I believe the federal government should make this same distinction in its budget. By borrowing for current expenses the government is asking future generations of taxpayers to pay for the cost of running the government today. But borrowing to invest is different. If the government passes part of the cost of building a road to future taxpayers, it also gives them something in return -- a new highway that will encourage economic development, facilitate commerce and increase economic growth for years to come.
Instituting a capital budget would force policy makers to decide whether or not each investment is worth borrowing money to finance. In addition, the public would benefit from knowing that the government's current costs are being paid for and that any borrowing is for investments in the future rather than paying for the present and saddling future generations with bad debt.
All of us agree that the U.S. must make investments that are critical to future economic growth but that the budget deficit must also be reduced. Rather than going from crisis to crisis, the federal government should have an institutionalized system of long-term investment planning. Adopting a federal capital budget would provide such a mechanism.

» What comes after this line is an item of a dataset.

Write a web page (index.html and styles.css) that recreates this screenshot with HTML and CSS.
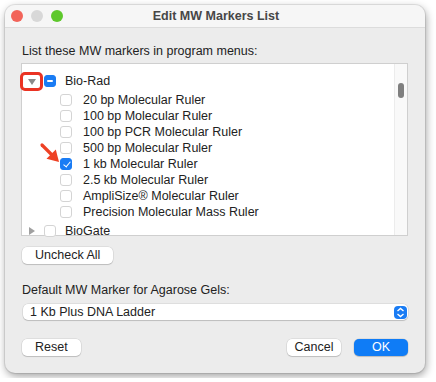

Members of the Commission, this is a time of fundamental change in the
way government serves the people. In order to be more responsive to taxpayers'
needs and more responsible with taxpayers' money, I believe the federal
government should reform its budgeting to distinguish between consumption
and investment. I am hopeful that the Commission will recommend establishing
a capital budget that addresses long-term planning and investment. It is
important to remember that the current budget process is biased -- for
consumption and at the expense of capital investment. I appreciate the
opportunity to discuss this matter with you today.